Natalie Portman arrives at the Oscars on Feb. 9, 2020 in Los Angeles.
Natalie Portman arrives at the Oscars on Feb. 9, 2020 in Los Angeles.

“It made me feel like the way I could be safe was to be like, ‘I’m conservative, and I’m, you know, serious, and you should respect me, and I’m smart and like, don’t look at me that way,’ ” she said.

“But at that age, you do have your own sexuality, and you do have your own desire, and you do want to explore things, and you do want to be open. But you don’t feel safe, necessarily, when there’s, like, older men that are interested, and you’re like, ‘No, no, no, no,’ ” she explained.

So she built “fortresses” that “didn’t allow the full expression of who I was at that time,” she said.

“I would start choosing parts that were less sexy because it made me worried about the way I was perceived and how safe I felt,” she said.

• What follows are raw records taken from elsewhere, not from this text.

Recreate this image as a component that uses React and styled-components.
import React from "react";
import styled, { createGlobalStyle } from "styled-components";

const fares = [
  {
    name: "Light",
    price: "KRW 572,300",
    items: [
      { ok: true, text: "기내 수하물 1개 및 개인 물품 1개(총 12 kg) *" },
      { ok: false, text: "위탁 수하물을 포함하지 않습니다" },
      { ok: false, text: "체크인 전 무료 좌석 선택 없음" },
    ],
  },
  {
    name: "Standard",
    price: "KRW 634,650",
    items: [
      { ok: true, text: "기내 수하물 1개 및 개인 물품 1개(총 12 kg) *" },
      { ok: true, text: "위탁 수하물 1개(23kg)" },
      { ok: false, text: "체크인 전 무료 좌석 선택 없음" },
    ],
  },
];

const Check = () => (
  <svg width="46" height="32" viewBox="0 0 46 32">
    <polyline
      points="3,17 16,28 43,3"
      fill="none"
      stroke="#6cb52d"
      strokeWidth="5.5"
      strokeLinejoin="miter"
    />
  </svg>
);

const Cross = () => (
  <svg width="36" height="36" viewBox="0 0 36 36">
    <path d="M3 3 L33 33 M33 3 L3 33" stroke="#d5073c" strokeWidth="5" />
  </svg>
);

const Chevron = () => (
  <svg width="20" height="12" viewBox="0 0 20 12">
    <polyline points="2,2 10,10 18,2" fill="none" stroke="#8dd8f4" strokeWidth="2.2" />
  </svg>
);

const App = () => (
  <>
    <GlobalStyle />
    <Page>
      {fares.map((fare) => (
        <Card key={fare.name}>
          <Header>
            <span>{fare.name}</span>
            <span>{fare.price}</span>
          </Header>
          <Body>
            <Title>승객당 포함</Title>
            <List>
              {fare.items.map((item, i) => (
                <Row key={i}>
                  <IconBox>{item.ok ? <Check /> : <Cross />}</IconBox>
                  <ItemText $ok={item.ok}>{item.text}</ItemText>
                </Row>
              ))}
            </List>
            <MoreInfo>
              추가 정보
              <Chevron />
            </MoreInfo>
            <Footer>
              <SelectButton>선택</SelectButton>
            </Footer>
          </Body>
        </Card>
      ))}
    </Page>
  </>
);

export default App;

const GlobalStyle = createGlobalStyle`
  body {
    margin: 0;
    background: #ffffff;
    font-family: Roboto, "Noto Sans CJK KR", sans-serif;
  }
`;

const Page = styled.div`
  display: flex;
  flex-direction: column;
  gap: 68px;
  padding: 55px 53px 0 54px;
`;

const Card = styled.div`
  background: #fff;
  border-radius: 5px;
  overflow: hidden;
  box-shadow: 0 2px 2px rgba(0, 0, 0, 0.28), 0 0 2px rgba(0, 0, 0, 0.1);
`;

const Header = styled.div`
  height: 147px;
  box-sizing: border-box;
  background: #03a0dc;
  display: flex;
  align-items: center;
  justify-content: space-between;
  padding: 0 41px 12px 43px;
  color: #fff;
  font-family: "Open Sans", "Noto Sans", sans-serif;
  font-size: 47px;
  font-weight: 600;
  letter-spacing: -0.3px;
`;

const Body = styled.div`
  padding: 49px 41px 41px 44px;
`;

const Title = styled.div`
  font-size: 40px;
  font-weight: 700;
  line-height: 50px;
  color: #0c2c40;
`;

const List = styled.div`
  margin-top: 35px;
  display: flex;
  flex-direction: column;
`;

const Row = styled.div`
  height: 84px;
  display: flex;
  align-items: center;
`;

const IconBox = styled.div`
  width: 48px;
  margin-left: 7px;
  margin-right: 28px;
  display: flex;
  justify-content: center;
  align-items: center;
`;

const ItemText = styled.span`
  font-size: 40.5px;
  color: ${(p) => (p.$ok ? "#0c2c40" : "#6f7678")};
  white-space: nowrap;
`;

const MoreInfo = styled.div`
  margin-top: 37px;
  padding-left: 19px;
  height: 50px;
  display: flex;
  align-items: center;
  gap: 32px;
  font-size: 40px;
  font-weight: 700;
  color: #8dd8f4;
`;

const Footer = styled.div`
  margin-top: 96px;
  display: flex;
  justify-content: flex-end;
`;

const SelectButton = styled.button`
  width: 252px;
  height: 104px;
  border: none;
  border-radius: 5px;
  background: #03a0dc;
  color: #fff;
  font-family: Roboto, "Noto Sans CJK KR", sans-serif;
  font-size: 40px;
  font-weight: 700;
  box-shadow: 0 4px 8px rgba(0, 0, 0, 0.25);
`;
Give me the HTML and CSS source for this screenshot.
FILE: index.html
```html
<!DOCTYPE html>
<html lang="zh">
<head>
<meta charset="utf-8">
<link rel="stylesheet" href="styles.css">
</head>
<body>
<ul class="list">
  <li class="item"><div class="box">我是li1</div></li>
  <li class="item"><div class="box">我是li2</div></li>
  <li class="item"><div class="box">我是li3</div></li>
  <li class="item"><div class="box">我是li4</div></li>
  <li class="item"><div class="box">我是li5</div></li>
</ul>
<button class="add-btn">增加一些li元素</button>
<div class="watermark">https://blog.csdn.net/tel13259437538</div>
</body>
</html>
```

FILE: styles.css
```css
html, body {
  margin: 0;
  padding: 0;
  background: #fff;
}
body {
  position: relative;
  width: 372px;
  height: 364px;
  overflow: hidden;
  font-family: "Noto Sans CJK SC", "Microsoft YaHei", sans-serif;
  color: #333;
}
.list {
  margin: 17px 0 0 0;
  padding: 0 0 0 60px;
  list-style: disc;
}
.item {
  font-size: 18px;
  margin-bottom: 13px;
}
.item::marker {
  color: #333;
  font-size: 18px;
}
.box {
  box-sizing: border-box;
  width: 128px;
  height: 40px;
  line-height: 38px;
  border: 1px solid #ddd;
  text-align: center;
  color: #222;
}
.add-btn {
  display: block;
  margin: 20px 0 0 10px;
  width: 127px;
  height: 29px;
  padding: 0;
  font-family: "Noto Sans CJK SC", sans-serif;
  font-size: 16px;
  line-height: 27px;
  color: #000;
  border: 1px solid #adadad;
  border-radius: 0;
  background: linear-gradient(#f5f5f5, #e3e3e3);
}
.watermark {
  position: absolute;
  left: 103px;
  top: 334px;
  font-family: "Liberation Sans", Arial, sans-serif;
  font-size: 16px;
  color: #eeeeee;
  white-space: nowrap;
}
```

“So many people, I think, had this impression of me that I was, like, superserious, and like prude and conservative,” she said. “I realize I consciously cultivated that because it was a way to make me feel safe. That, ‘Oh, if someone respects you, they’re not going to objectify you.’ “

She said such an approach “hinders” natural development because “you’re creating a self defensively” to “be immune to any weirdness.”

In the end, “it worked out, luckily,” she said. “I mean, I was safe.”

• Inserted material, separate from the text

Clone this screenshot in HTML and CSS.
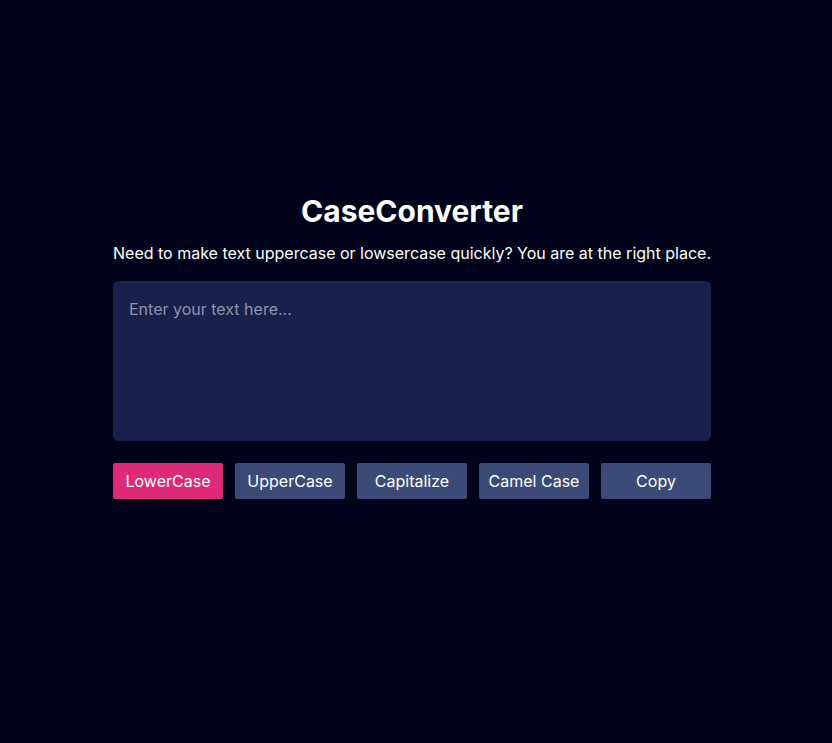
FILE: index.html
```html
<!DOCTYPE html>
<html lang="en">
<head>
<meta charset="utf-8">
<title>CaseConverter</title>
<link rel="stylesheet" href="styles.css">
</head>
<body>
<main class="app">
  <h1 class="title">CaseConverter</h1>
  <p class="subtitle">Need to make text uppercase or lowsercase quickly? You are at the right place.</p>
  <textarea class="input" placeholder="Enter your text here..."></textarea>
  <div class="actions">
    <button class="btn btn-active">LowerCase</button>
    <button class="btn">UpperCase</button>
    <button class="btn">Capitalize</button>
    <button class="btn">Camel Case</button>
    <button class="btn">Copy</button>
  </div>
</main>
</body>
</html>
```

FILE: styles.css
```css
* { box-sizing: border-box; }
html, body { margin: 0; padding: 0; }
body {
  background: #000319;
  color: #ffffff;
  font-family: Inter, "Noto Sans", sans-serif;
  min-height: 100vh;
  padding-right: 8px;
}
.app {
  width: 598px;
  margin: 0 auto;
  padding-top: 193px;
  display: flex;
  flex-direction: column;
  align-items: stretch;
}
.title {
  margin: 0;
  text-align: center;
  font-size: 30px;
  font-weight: 700;
  line-height: 36px;
}
.subtitle {
  margin: 12px 0 0;
  text-align: center;
  font-size: 16px;
  line-height: 24px;
}
.input {
  margin-top: 16px;
  height: 160px;
  width: 100%;
  resize: none;
  border: none;
  outline: none;
  border-radius: 6px;
  background: #19204b;
  color: #ffffff;
  padding: 16px;
  font-family: Inter, "Noto Sans", sans-serif;
  font-size: 16px;
  line-height: 24px;
}
.input::placeholder { color: #8b93b0; }
.actions {
  margin-top: 22px;
  display: grid;
  grid-template-columns: repeat(5, 1fr);
  gap: 12px;
}
.btn {
  height: 36px;
  border: none;
  border-radius: 2px;
  background: #3b4a76;
  color: #ffffff;
  font-family: Inter, "Noto Sans", sans-serif;
  font-size: 16px;
  cursor: pointer;
}
.btn-active { background: #df2a77; }
```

Shepard said Portman appeared to be the “opposite” of Disney stars who start out in such innocent roles in the public eye and then later go to the opposite extreme trying to claim their sexuality.

“It’s totally true, and it’s so weird because it’s, like, I was auditioning for all that stuff, too, and I like never got it as a kid. I always got like the dark, kind of sexy, young girl,” Portman laughed.

She recalled going to auditions for commercial products like cereal, “and they’d be like, ‘No way.’ I was just not cute and chipper.”

Portman recently published the children’s book, “Natalie Portman’s Fables,” a retelling of classic fables from a more modern point of view.

“I wanted to create characters that are representative of the world — that you just want to get into their minds and hearts and empathize with them,” she said.